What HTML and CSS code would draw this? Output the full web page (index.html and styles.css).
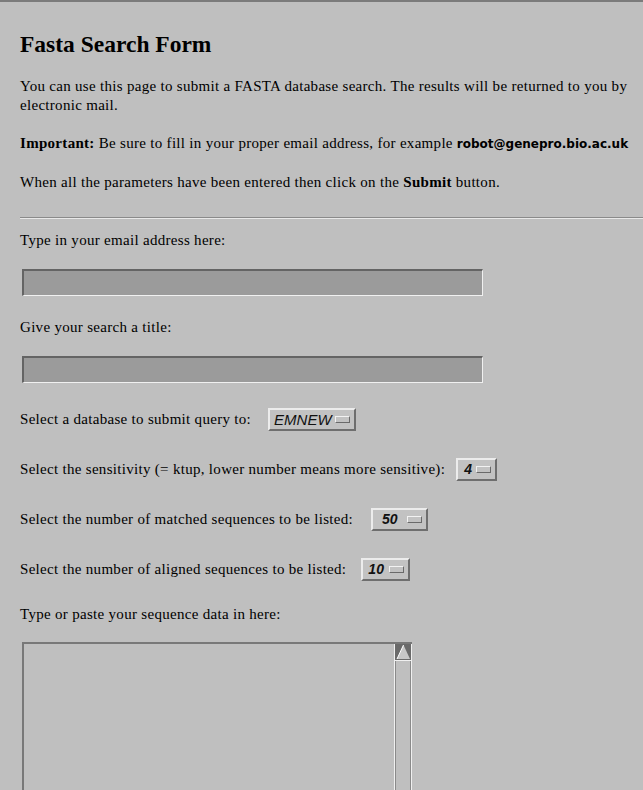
FILE: index.html
```html
<!DOCTYPE html>
<html>
<head>
<meta charset="utf-8">
<link rel="stylesheet" href="styles.css">
</head>
<body>
<div class="page">
  <h1 class="title">Fasta Search Form</h1>
  <p class="para intro">You can use this page to submit a FASTA database search. The results will be returned to you by electronic mail.</p>
  <p class="para"><b>Important:</b> Be sure to fill in your proper email address, for example <b class="addr">robot@genepro.bio.ac.uk</b></p>
  <p class="para">When all the parameters have been entered then click on the <b>Submit</b> button.</p>
  <hr class="rule">
  <form class="form">
    <p class="label">Type in your email address here:</p>
    <div class="field"></div>
    <p class="label">Give your search a title:</p>
    <div class="field"></div>
    <div class="row"><span class="label-inline db">Select a database to submit query to:</span><span class="select w-db">EMNEW<i class="ind"></i></span></div>
    <div class="row"><span class="label-inline sens">Select the sensitivity (= ktup, lower number means more sensitive):</span><span class="select w-4">4<i class="ind"></i></span></div>
    <div class="row"><span class="label-inline match">Select the number of matched sequences to be listed:</span><span class="select w-50">50<i class="ind"></i></span></div>
    <div class="row"><span class="label-inline align">Select the number of aligned sequences to be listed:</span><span class="select w-10">10<i class="ind"></i></span></div>
    <p class="label">Type or paste your sequence data in here:</p>
    <div class="textarea">
      <div class="ta-body"></div>
      <div class="scroll">
        <div class="arrow"><svg width="15" height="16" viewBox="0 0 15 16"><polygon points="7.5,1 14,15 1,15" fill="#c8c8c8"/><polyline points="1,15 7.5,1" stroke="#ffffff" stroke-width="1" fill="none"/></svg></div>
        <div class="track"></div>
      </div>
    </div>
  </form>
</div>
</body>
</html>
```
FILE: styles.css
```css
html, body {
  margin: 0;
  padding: 0;
  background: #bfbfbf;
}
html { overflow: hidden; }
body {
  border-top: 2px solid #7b7b7b;
  font-family: "Liberation Serif", "Times New Roman", serif;
  font-size: 15px;
  letter-spacing: 0.3px;
  color: #000;
}
.page {
  padding: 27px 0 0 20px;
}
.title {
  margin: 0 0 18px 0;
  font-size: 23.5px;
  font-weight: bold;
  line-height: 30px;
  letter-spacing: 0;
}
.para {
  margin: 0 6px 19px 0;
  line-height: 19px;
}
.addr {
  font-family: "DejaVu Sans", sans-serif;
  font-size: 12px;
  letter-spacing: 0;
}
.rule {
  margin: 25px 0 0 0;
  border: 0;
  height: 0;
  border-top: 1px solid #8a8a8a;
  border-bottom: 1px solid #e8e8e8;
}
.form {
  margin: 0;
}
.label {
  margin: 12px 0 0 0;
  line-height: 19px;
}
.field {
  margin: 19px 0 0 2px;
  width: 458px;
  height: 24px;
  background: #9b9b9b;
  border-top: 2px solid #646464;
  border-left: 2px solid #646464;
  border-right: 1px solid #f0f0f0;
  border-bottom: 1px solid #f0f0f0;
}
.field + .label { margin-top: 22px; }
.row {
  display: flex;
  align-items: center;
  height: 24px;
  margin-top: 26px;
}
.field + .row { margin-top: 24px; }
.label-inline {
  line-height: 19px;
}
.db { margin-right: 17px; }
.sens { margin-right: 11px; }
.match { margin-right: 18px; }
.align { margin-right: 15px; }
.select {
  display: inline-flex;
  align-items: center;
  justify-content: space-between;
  box-sizing: border-box;
  height: 23px;
  padding: 0 4px 0 6px;
  font-family: "Liberation Sans", Arial, sans-serif;
  font-style: italic;
  font-weight: bold;
  font-size: 14px;
  letter-spacing: 0;
  color: #111;
  background: #c2c2c2;
  border-top: 2px solid #ececec;
  border-left: 2px solid #ececec;
  border-right: 2px solid #6e6e6e;
  border-bottom: 2px solid #6e6e6e;
}
.select.w-db { width: 88px; font-weight: normal; font-size: 15px; padding-left: 4px; }
.select.w-4 { width: 41px; padding-left: 6px; }
.select.w-50 { width: 57px; padding-left: 9px; }
.select.w-10 { width: 49px; padding-left: 5px; }
.ind {
  display: block;
  box-sizing: border-box;
  width: 15px;
  height: 7px;
  background: #c2c2c2;
  border-top: 1px solid #f2f2f2;
  border-left: 1px solid #f2f2f2;
  border-right: 1px solid #6a6a6a;
  border-bottom: 1px solid #6a6a6a;
}
.row + .label { margin-top: 24px; }
.textarea {
  box-sizing: border-box;
  margin: 18px 0 0 2px;
  width: 390px;
  height: 148px;
  display: flex;
  border-top: 2px solid #787878;
  border-left: 2px solid #787878;
}
.ta-body {
  flex: 1;
}
.scroll {
  width: 16px;
  display: flex;
  flex-direction: column;
  border-left: 1px solid #f0f0f0;
  border-right: 1px solid #f0f0f0;
}
.arrow {
  height: 16px;
  background: #6a6a6a;
  border-bottom: 1px solid #f0f0f0;
  line-height: 0;
}
.arrow svg { display: block; margin: 0 0 0 1px; }
.track {
  flex: 1;
  border-left: 1px solid #8a8a8a;
  border-right: 1px solid #8a8a8a;
}
```
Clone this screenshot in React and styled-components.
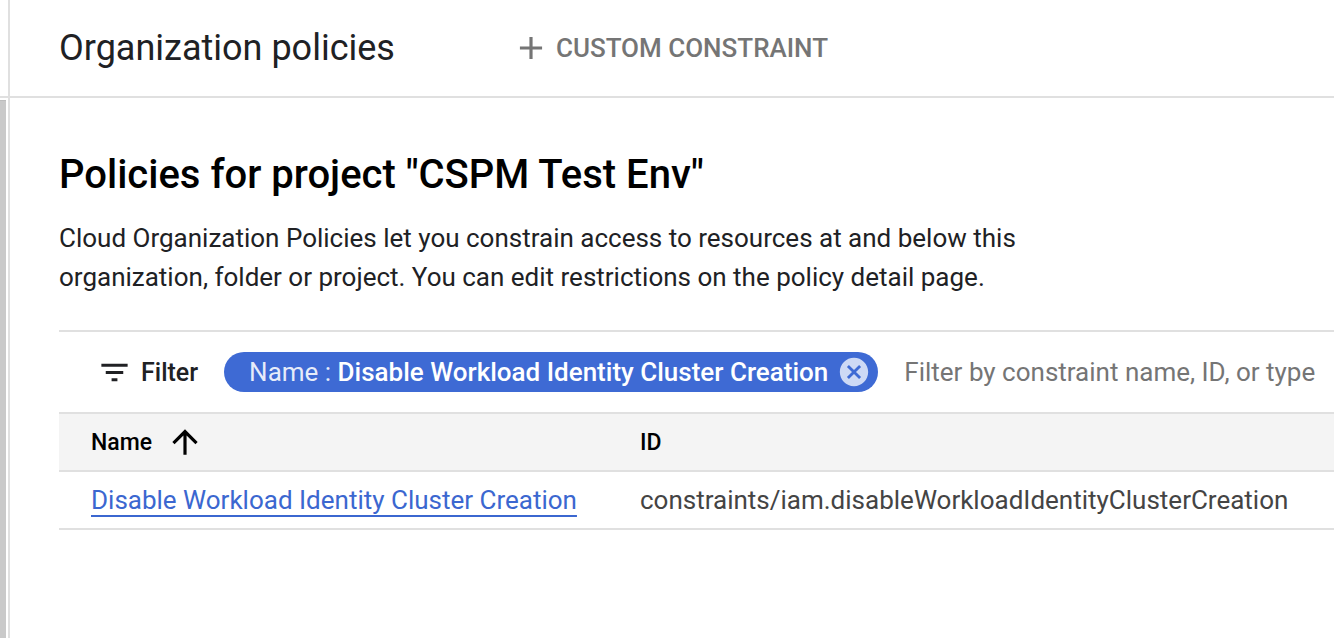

Job: Can the entries above be repeated exactly, without their pictures?

Finished exercise:
What HTML and CSS code would draw this? Output the full web page (index.html and styles.css).
FILE: index.html
```html
<!DOCTYPE html>
<html>
<head>
<meta charset="utf-8">
<link rel="stylesheet" href="styles.css">
</head>
<body>
<div class="page">
  <h1 class="title">Fasta Search Form</h1>
  <p class="para intro">You can use this page to submit a FASTA database search. The results will be returned to you by electronic mail.</p>
  <p class="para"><b>Important:</b> Be sure to fill in your proper email address, for example <b class="addr">robot@genepro.bio.ac.uk</b></p>
  <p class="para">When all the parameters have been entered then click on the <b>Submit</b> button.</p>
  <hr class="rule">
  <form class="form">
    <p class="label">Type in your email address here:</p>
    <div class="field"></div>
    <p class="label">Give your search a title:</p>
    <div class="field"></div>
    <div class="row"><span class="label-inline db">Select a database to submit query to:</span><span class="select w-db">EMNEW<i class="ind"></i></span></div>
    <div class="row"><span class="label-inline sens">Select the sensitivity (= ktup, lower number means more sensitive):</span><span class="select w-4">4<i class="ind"></i></span></div>
    <div class="row"><span class="label-inline match">Select the number of matched sequences to be listed:</span><span class="select w-50">50<i class="ind"></i></span></div>
    <div class="row"><span class="label-inline align">Select the number of aligned sequences to be listed:</span><span class="select w-10">10<i class="ind"></i></span></div>
    <p class="label">Type or paste your sequence data in here:</p>
    <div class="textarea">
      <div class="ta-body"></div>
      <div class="scroll">
        <div class="arrow"><svg width="15" height="16" viewBox="0 0 15 16"><polygon points="7.5,1 14,15 1,15" fill="#c8c8c8"/><polyline points="1,15 7.5,1" stroke="#ffffff" stroke-width="1" fill="none"/></svg></div>
        <div class="track"></div>
      </div>
    </div>
  </form>
</div>
</body>
</html>
```
FILE: styles.css
```css
html, body {
  margin: 0;
  padding: 0;
  background: #bfbfbf;
}
html { overflow: hidden; }
body {
  border-top: 2px solid #7b7b7b;
  font-family: "Liberation Serif", "Times New Roman", serif;
  font-size: 15px;
  letter-spacing: 0.3px;
  color: #000;
}
.page {
  padding: 27px 0 0 20px;
}
.title {
  margin: 0 0 18px 0;
  font-size: 23.5px;
  font-weight: bold;
  line-height: 30px;
  letter-spacing: 0;
}
.para {
  margin: 0 6px 19px 0;
  line-height: 19px;
}
.addr {
  font-family: "DejaVu Sans", sans-serif;
  font-size: 12px;
  letter-spacing: 0;
}
.rule {
  margin: 25px 0 0 0;
  border: 0;
  height: 0;
  border-top: 1px solid #8a8a8a;
  border-bottom: 1px solid #e8e8e8;
}
.form {
  margin: 0;
}
.label {
  margin: 12px 0 0 0;
  line-height: 19px;
}
.field {
  margin: 19px 0 0 2px;
  width: 458px;
  height: 24px;
  background: #9b9b9b;
  border-top: 2px solid #646464;
  border-left: 2px solid #646464;
  border-right: 1px solid #f0f0f0;
  border-bottom: 1px solid #f0f0f0;
}
.field + .label { margin-top: 22px; }
.row {
  display: flex;
  align-items: center;
  height: 24px;
  margin-top: 26px;
}
.field + .row { margin-top: 24px; }
.label-inline {
  line-height: 19px;
}
.db { margin-right: 17px; }
.sens { margin-right: 11px; }
.match { margin-right: 18px; }
.align { margin-right: 15px; }
.select {
  display: inline-flex;
  align-items: center;
  justify-content: space-between;
  box-sizing: border-box;
  height: 23px;
  padding: 0 4px 0 6px;
  font-family: "Liberation Sans", Arial, sans-serif;
  font-style: italic;
  font-weight: bold;
  font-size: 14px;
  letter-spacing: 0;
  color: #111;
  background: #c2c2c2;
  border-top: 2px solid #ececec;
  border-left: 2px solid #ececec;
  border-right: 2px solid #6e6e6e;
  border-bottom: 2px solid #6e6e6e;
}
.select.w-db { width: 88px; font-weight: normal; font-size: 15px; padding-left: 4px; }
.select.w-4 { width: 41px; padding-left: 6px; }
.select.w-50 { width: 57px; padding-left: 9px; }
.select.w-10 { width: 49px; padding-left: 5px; }
.ind {
  display: block;
  box-sizing: border-box;
  width: 15px;
  height: 7px;
  background: #c2c2c2;
  border-top: 1px solid #f2f2f2;
  border-left: 1px solid #f2f2f2;
  border-right: 1px solid #6a6a6a;
  border-bottom: 1px solid #6a6a6a;
}
.row + .label { margin-top: 24px; }
.textarea {
  box-sizing: border-box;
  margin: 18px 0 0 2px;
  width: 390px;
  height: 148px;
  display: flex;
  border-top: 2px solid #787878;
  border-left: 2px solid #787878;
}
.ta-body {
  flex: 1;
}
.scroll {
  width: 16px;
  display: flex;
  flex-direction: column;
  border-left: 1px solid #f0f0f0;
  border-right: 1px solid #f0f0f0;
}
.arrow {
  height: 16px;
  background: #6a6a6a;
  border-bottom: 1px solid #f0f0f0;
  line-height: 0;
}
.arrow svg { display: block; margin: 0 0 0 1px; }
.track {
  flex: 1;
  border-left: 1px solid #8a8a8a;
  border-right: 1px solid #8a8a8a;
}
```
Clone this screenshot in React and styled-components.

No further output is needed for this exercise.